▸ **Description of the task**:
Identify the lines that contain the string "styles" and copy all of them.

▸ **Given information**:
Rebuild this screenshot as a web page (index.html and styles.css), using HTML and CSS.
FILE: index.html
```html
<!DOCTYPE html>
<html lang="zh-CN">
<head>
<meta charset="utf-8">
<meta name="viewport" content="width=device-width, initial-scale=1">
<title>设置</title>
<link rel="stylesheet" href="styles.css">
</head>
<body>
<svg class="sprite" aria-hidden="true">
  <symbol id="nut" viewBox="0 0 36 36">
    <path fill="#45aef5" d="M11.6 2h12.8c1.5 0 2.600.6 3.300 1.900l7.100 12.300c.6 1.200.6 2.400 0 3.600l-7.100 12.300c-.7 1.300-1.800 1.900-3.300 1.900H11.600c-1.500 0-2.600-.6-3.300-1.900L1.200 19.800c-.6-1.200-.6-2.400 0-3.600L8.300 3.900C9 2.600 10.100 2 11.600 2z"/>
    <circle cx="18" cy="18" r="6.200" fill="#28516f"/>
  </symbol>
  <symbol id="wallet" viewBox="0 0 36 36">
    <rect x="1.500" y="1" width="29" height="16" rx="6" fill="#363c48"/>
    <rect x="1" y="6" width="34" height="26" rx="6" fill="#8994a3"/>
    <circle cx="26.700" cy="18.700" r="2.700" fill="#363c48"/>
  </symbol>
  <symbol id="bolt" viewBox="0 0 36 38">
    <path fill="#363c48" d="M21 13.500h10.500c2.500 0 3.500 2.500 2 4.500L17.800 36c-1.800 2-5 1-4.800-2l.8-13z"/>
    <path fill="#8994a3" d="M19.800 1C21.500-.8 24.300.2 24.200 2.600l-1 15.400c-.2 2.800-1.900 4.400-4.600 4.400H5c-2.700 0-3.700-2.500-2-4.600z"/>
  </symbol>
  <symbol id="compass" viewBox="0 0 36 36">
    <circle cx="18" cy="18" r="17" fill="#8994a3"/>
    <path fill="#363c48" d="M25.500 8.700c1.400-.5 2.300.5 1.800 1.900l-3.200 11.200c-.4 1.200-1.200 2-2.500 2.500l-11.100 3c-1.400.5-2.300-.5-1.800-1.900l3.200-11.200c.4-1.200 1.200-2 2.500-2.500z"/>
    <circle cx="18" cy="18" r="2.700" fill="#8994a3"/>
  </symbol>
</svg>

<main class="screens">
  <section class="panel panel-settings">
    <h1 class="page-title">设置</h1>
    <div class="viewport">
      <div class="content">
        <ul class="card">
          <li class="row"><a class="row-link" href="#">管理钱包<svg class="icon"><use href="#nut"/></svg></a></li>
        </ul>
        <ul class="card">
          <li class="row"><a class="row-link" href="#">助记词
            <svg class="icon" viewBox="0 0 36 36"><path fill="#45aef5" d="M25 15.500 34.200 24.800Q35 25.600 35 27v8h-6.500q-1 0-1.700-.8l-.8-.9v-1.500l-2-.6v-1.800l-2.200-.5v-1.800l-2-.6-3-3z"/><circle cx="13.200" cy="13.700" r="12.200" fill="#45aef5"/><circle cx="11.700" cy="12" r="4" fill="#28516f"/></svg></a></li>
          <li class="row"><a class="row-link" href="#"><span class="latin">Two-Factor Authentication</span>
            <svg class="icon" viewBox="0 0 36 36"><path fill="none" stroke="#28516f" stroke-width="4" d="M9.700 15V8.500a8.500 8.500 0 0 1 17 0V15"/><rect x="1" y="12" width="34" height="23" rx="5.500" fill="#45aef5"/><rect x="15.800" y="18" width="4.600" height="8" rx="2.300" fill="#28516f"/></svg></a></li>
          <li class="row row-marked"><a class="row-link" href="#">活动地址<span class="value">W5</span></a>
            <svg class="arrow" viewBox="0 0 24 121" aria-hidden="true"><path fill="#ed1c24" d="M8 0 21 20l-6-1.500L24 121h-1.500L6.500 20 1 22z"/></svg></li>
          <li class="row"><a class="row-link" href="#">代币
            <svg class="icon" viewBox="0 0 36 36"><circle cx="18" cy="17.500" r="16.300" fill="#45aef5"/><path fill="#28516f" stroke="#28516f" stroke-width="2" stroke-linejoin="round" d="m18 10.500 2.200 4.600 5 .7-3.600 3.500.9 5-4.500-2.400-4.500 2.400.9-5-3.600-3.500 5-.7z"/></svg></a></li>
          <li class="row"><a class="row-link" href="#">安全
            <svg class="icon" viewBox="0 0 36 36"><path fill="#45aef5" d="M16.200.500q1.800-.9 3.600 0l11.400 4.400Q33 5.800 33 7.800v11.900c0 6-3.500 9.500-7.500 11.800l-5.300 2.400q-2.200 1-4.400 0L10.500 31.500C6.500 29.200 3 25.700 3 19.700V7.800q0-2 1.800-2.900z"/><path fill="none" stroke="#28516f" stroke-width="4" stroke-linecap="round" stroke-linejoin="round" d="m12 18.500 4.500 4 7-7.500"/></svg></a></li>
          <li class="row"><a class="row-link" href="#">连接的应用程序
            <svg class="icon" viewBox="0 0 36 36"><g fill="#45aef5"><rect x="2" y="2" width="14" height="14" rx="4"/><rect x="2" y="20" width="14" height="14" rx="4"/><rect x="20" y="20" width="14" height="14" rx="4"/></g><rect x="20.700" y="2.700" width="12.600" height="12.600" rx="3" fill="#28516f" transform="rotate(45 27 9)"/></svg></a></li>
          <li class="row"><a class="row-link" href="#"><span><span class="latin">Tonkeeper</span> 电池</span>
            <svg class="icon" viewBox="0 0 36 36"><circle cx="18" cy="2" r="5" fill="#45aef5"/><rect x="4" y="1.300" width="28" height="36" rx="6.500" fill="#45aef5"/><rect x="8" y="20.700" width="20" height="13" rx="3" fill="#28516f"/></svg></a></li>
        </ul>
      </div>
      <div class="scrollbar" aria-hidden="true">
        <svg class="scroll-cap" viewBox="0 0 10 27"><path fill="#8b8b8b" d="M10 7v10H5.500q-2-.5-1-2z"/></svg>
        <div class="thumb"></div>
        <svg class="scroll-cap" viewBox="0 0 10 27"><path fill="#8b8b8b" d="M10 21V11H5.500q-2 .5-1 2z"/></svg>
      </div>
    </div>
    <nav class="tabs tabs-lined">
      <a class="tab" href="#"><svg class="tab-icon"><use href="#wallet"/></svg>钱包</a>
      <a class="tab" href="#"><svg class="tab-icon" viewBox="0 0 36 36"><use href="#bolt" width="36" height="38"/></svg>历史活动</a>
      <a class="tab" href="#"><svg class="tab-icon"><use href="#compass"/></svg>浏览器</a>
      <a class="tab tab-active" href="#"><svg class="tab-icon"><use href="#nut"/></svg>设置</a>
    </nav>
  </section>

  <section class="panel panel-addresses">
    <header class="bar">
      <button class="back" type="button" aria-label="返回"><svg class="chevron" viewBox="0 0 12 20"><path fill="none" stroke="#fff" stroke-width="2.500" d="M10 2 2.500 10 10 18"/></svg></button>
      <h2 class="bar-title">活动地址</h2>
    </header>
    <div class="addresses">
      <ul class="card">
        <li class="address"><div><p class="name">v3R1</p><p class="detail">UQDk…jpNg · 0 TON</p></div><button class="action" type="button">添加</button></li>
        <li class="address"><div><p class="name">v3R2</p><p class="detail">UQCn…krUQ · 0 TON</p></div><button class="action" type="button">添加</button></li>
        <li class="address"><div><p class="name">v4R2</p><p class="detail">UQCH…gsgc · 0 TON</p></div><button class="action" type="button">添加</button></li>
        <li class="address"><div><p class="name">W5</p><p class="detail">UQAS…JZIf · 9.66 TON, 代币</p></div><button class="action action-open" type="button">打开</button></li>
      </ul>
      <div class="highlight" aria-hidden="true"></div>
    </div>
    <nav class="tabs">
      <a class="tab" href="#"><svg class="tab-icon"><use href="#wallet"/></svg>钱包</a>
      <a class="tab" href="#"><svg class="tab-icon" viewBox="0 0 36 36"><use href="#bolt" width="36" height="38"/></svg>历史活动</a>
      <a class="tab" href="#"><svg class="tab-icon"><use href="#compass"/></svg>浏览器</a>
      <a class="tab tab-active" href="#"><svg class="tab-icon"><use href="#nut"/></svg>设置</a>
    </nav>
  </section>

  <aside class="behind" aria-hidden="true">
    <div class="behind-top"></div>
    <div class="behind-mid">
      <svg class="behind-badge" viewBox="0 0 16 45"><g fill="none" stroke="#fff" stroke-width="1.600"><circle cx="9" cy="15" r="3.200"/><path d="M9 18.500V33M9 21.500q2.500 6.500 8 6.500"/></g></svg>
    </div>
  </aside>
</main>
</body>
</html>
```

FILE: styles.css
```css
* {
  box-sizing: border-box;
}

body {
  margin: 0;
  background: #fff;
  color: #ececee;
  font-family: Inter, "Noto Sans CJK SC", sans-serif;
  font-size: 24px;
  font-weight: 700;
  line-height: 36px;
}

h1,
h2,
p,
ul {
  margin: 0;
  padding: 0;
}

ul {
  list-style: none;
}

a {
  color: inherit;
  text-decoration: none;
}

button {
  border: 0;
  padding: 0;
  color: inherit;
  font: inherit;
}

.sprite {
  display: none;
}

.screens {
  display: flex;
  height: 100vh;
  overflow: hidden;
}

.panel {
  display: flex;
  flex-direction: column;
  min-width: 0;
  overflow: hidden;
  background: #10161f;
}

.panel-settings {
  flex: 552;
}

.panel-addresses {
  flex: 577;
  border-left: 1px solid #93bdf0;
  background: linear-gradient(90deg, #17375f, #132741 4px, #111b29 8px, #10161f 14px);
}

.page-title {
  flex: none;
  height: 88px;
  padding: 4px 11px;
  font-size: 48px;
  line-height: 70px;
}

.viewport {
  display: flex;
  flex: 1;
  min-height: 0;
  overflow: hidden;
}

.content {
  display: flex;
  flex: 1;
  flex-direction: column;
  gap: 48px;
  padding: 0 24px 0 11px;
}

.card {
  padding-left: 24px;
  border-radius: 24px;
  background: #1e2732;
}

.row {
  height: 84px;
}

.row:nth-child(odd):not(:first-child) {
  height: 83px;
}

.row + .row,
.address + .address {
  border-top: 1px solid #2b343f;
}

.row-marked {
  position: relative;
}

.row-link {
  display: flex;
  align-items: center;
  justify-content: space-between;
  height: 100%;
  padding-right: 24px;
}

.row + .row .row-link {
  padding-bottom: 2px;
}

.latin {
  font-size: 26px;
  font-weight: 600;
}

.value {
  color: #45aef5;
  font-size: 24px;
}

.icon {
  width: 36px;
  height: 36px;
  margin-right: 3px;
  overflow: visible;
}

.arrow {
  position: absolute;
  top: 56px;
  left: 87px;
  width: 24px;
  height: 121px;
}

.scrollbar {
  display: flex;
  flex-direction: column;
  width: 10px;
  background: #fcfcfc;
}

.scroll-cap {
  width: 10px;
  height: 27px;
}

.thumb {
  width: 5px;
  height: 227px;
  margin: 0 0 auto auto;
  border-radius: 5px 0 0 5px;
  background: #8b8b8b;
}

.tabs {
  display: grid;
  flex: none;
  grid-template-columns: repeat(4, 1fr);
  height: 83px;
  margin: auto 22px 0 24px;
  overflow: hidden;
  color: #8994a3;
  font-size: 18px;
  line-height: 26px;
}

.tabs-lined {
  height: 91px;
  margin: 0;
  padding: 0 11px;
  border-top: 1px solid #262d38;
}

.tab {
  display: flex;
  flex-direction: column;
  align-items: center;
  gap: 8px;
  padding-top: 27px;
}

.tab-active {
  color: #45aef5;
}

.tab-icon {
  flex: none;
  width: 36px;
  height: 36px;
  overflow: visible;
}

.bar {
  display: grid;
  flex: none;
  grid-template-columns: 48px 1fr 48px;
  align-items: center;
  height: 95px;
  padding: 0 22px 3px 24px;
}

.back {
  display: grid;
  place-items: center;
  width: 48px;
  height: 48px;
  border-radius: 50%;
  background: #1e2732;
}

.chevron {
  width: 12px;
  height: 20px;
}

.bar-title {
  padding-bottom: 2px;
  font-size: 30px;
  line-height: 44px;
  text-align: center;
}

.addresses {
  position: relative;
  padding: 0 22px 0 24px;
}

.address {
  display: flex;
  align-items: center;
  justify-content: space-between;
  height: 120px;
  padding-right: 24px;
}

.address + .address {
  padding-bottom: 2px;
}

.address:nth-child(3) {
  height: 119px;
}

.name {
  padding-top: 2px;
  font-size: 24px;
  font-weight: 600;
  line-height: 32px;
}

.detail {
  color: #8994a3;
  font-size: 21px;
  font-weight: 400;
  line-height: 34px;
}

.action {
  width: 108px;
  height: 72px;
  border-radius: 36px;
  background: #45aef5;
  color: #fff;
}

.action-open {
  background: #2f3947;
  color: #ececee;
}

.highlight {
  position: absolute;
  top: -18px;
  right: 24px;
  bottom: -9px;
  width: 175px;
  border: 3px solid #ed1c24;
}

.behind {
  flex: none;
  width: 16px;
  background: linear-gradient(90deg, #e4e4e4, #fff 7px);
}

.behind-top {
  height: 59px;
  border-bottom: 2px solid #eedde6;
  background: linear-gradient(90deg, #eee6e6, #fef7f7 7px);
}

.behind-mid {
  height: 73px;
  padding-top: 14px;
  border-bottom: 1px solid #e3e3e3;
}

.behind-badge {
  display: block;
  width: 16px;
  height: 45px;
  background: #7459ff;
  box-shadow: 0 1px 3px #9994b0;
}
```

▸ **Response to the task**:
Rebuild this screenshot as a web page (index.html and styles.css), using HTML and CSS.
<link rel="stylesheet" href="styles.css">
FILE: styles.css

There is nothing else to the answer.